With the wrong person or family, these two puppy types can be a bad choice. The ideal puppy for the average person or family is the one that is middle of the road. "Middle child" is the best way to go. You need to consider the energy level (and potential energy level) of the puppy and choose what fits your lifestyle. High-energy, active people can look to a high-energy personality type and breed. The more relaxed type of people need a lower energy dog. If you are not an active person, don’t get a breed that requires tons of exercise.

When you are considering a shelter dog, take a look at what the parents might be. Sometimes it’s a good guess, and other times all bets are off. There is DNA testing available now for about $50 that will accurately tell you want your potential mixed breed dog is made up of. Just because its a black dog with floppy ears doesn’t mean its a black lab at all! There are certain general characteristics that reign through any breed. Dogs, amazingly enough, have been altered and bred by man in a very, very short period of time for a variety of jobs. Each of those jobs, whether to be a lap dog and bark in alarm or have the courage to fight off a predator to save the sheep, is significant to how the dog will be in life. And within each of these breeds/types of dogs, you will find different energy levels– pushy guy and shy guy!

Also keep in mind that dogs behind kennel fences give different reactions than they do away from the fence or cage. Many dogs seem fierce and extremely energetic when confined. A fence can actually be used as a tool in training to bring out aggression and confidence in sport and protection dogs. So, be sure you observe your new potential dog in his kennel as well as away from it on a walk. When you walk your dog or puppy, does he pay attention to you and follow you, or drag you to other things he wants you to see?

When looking at an older dog, consider the same type of parameters: how pushy is he, how shy is he? Does he seem super playful and energetic, or does he seem to just mosey along?
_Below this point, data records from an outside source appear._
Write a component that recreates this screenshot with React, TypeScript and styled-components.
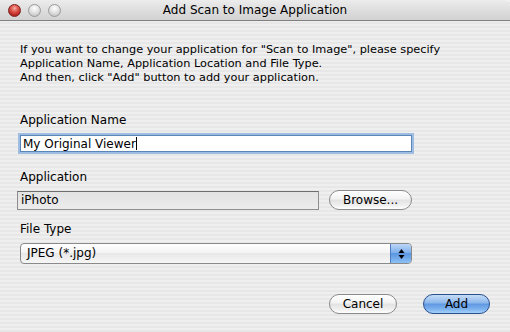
import React from 'react';
import styled, { createGlobalStyle, css } from 'styled-components';

const GlobalStyle = createGlobalStyle`
  html, body {
    margin: 0;
    padding: 0;
    width: 510px;
    height: 332px;
    overflow: hidden;
  }
  body {
    font-family: "DejaVu Sans", "Liberation Sans", sans-serif;
    color: #000;
  }
`;

const pinstripe = css`
  background: repeating-linear-gradient(
    to bottom,
    #efefef 0px,
    #efefef 2px,
    #e7e7e7 2px,
    #e7e7e7 4px
  );
`;

const Window = styled.div`
  width: 510px;
  height: 332px;
  display: flex;
  flex-direction: column;
  ${pinstripe};
`;

const TitleBar = styled.div`
  height: 20px;
  flex: none;
  display: flex;
  align-items: center;
  position: relative;
  background: linear-gradient(to bottom, #ececec 0%, #dedede 50%, #d2d2d2 100%);
  border-bottom: 1px solid #7f7f7f;
  border-top-right-radius: 8px;
`;

const Lights = styled.div`
  display: flex;
  gap: 7px;
  padding-left: 8px;
`;

const Light = styled.span<{ tone: 'red' | 'gray' }>`
  width: 13px;
  height: 13px;
  border-radius: 50%;
  box-sizing: border-box;
  ${({ tone }) =>
    tone === 'red'
      ? css`
          border: 1px solid #7a1f1f;
          background: radial-gradient(circle at 50% 30%, #f4b0a8 0%, #e05a50 35%, #b3231e 75%, #d6544c 100%);
        `
      : css`
          border: 1px solid #9a9a9a;
          background: radial-gradient(circle at 50% 30%, #ffffff 0%, #e6e6e6 40%, #c8c8c8 80%, #e4e4e4 100%);
        `}
`;

const Title = styled.div`
  position: absolute;
  left: 0;
  right: 0;
  top: 0;
  height: 20px;
  line-height: 20px;
  text-align: center;
  font-size: 12px;
  pointer-events: none;
`;

const Body = styled.div`
  display: flex;
  flex-direction: column;
  padding: 22px 20px 0 20px;
`;

const Intro = styled.p`
  margin: 0;
  font-size: 11.3px;
  line-height: 14px;
`;

const Label = styled.div<{ top: number }>`
  margin-top: ${({ top }) => top}px;
  font-size: 12px;
  line-height: 14px;
`;

const NameField = styled.div`
  margin-top: 8px;
  width: 392px;
  height: 17px;
  box-sizing: border-box;
  background: #fff;
  border: 1px solid #5d86b8;
  box-shadow: 0 0 0 2px #9dbde2;
  display: flex;
  align-items: center;
  padding-left: 2px;
  font-size: 12px;
`;

const Caret = styled.span`
  display: inline-block;
  width: 1px;
  height: 13px;
  background: #000;
`;

const Row = styled.div<{ top: number }>`
  margin-top: ${({ top }) => top}px;
  display: flex;
  align-items: center;
`;

const PathField = styled.div`
  margin-left: -3px;
  width: 302px;
  height: 19px;
  box-sizing: border-box;
  border: 1px solid #8e8e8e;
  border-top-color: #6e6e6e;
  background: linear-gradient(to bottom, #e2e2e2, #ececec);
  font-size: 12px;
  line-height: 17px;
  padding-left: 3px;
`;

const PillButton = styled.div<{ primary?: boolean; width: number; gapLeft?: number }>`
  width: ${({ width }) => width}px;
  margin-left: ${({ gapLeft = 0 }) => gapLeft}px;
  height: 20px;
  box-sizing: border-box;
  border-radius: 10px;
  display: flex;
  align-items: center;
  justify-content: center;
  font-size: 12px;
  ${({ primary }) =>
    primary
      ? css`
          border: 1px solid #2a4f8e;
          background: linear-gradient(
            to bottom,
            #c6dcf6 0%,
            #8ab6ec 45%,
            #5f98e2 50%,
            #7fb4f0 80%,
            #a6d0f8 100%
          );
        `
      : css`
          border: 1px solid #8a8a8a;
          background: linear-gradient(
            to bottom,
            #ffffff 0%,
            #f2f2f2 45%,
            #e2e2e2 50%,
            #f0f0f0 80%,
            #ffffff 100%
          );
        `}
`;

const Popup = styled.div`
  margin-top: 7px;
  width: 392px;
  height: 21px;
  box-sizing: border-box;
  border: 1px solid #8a8a8a;
  border-radius: 4px;
  display: flex;
  overflow: hidden;
  background: linear-gradient(to bottom, #ffffff 0%, #f4f4f4 45%, #e8e8e8 50%, #f6f6f6 100%);
`;

const PopupText = styled.div`
  flex: 1;
  font-size: 12px;
  line-height: 19px;
  padding-left: 6px;
`;

const PopupArrows = styled.div`
  width: 20px;
  border-left: 1px solid #4f7cc0;
  background: linear-gradient(to bottom, #bcd6f6 0%, #7fb0ec 45%, #5a96e2 50%, #8cc0f4 100%);
  display: flex;
  align-items: center;
  justify-content: center;
`;

const Footer = styled.div`
  margin-top: 30px;
  display: flex;
  justify-content: flex-end;
  gap: 26px;
  width: 470px;
`;

export default function App() {
  return (
    <>
      <GlobalStyle />
      <Window>
        <TitleBar>
          <Lights>
            <Light tone="red" />
            <Light tone="gray" />
            <Light tone="gray" />
          </Lights>
          <Title>Add Scan to Image Application</Title>
        </TitleBar>
        <Body>
          <Intro>
            If you want to change your application for "Scan to Image", please specify
            <br />
            Application Name, Application Location and File Type.
            <br />
            And then, click "Add" button to add your application.
          </Intro>
          <Label top={28}>Application Name</Label>
          <NameField>
            My Original Viewer
            <Caret />
          </NameField>
          <Label top={18}>Application</Label>
          <Row top={6}>
            <PathField>iPhoto</PathField>
            <PillButton width={83} gapLeft={10}>
              Browse...
            </PillButton>
          </Row>
          <Label top={12}>File Type</Label>
          <Popup>
            <PopupText>JPEG (*.jpg)</PopupText>
            <PopupArrows>
              <svg width="7" height="12" viewBox="0 0 7 12">
                <path d="M3.5 1 L6.5 5 L0.5 5 Z" fill="#000" />
                <path d="M3.5 11 L6.5 7 L0.5 7 Z" fill="#000" />
              </svg>
            </PopupArrows>
          </Popup>
          <Footer>
            <PillButton width={68}>Cancel</PillButton>
            <PillButton width={67} primary>
              Add
            </PillButton>
          </Footer>
        </Body>
      </Window>
    </>
  );
}
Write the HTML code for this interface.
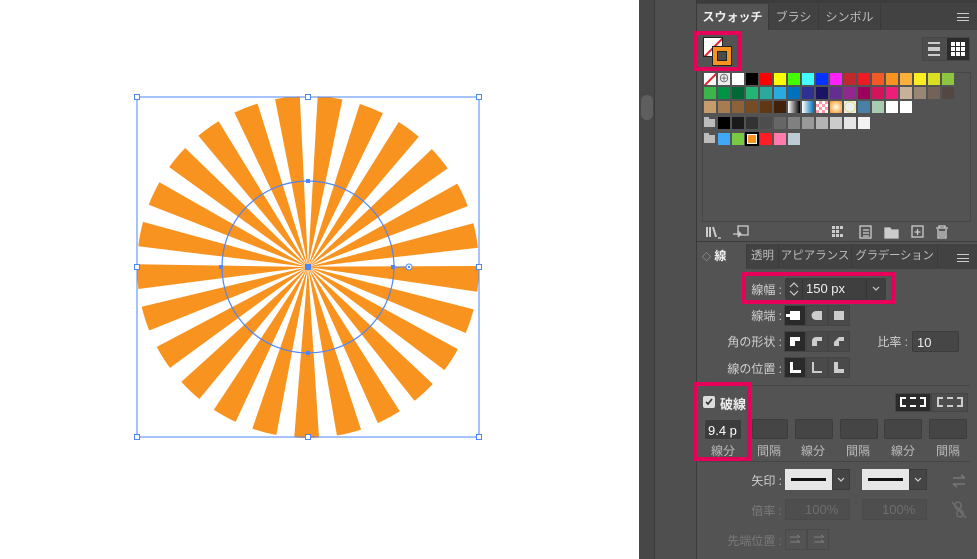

Also, elderly dogs make wonderful adoptive pets because they are already through the rockiest part of adolescence and well-established in who they are.

Spend some time online doing breed research, no matter if you are rescuing an unknown breed type from a shelter, or a pure bred from a rescue organization, or going to a reputable breeder. People these days are much more informed about everything, so taking these extra steps while looking for your new four-legged friend is essential. There are lots of fun and helpful breed matching quizzes online that take you through questions about your lifestyle and goals and abilities and match you up with an appropriate breed choice. Take the quizzes, have some fun, and be informed!

Consider the needs and nature of your current dog if you have one. Get one of similar energy level and opposite sex. Rather then get two puppies from the same litter, let at least 6 months to a year pass before bringing in another four-legged family member. Say thank you then run from a breeder who offers you two puppies at a discounted price or the last two in the litter that "shouldn’t be separated." This can be a real issue since littermates are so bonded to each other and same sex littermates of the same energy level can be a problem as they mature. I have seen this many times!

Most importantly, don’t make a decision with just your "heart." Have a plan and some facts behind it. Visit different places several times, look at multiple dogs and puppies, and visit several places– be informed. Stay away from those busy times of life when it's not good to bring in a new family member, like holidays and vacations. Let it be when there's lots of time to focus on the new arrival. Think of your new family member as a permanent, forever part of your life. If you follow these easy tips and some basic training and canine leadership understanding, you really can have the right dog just for you!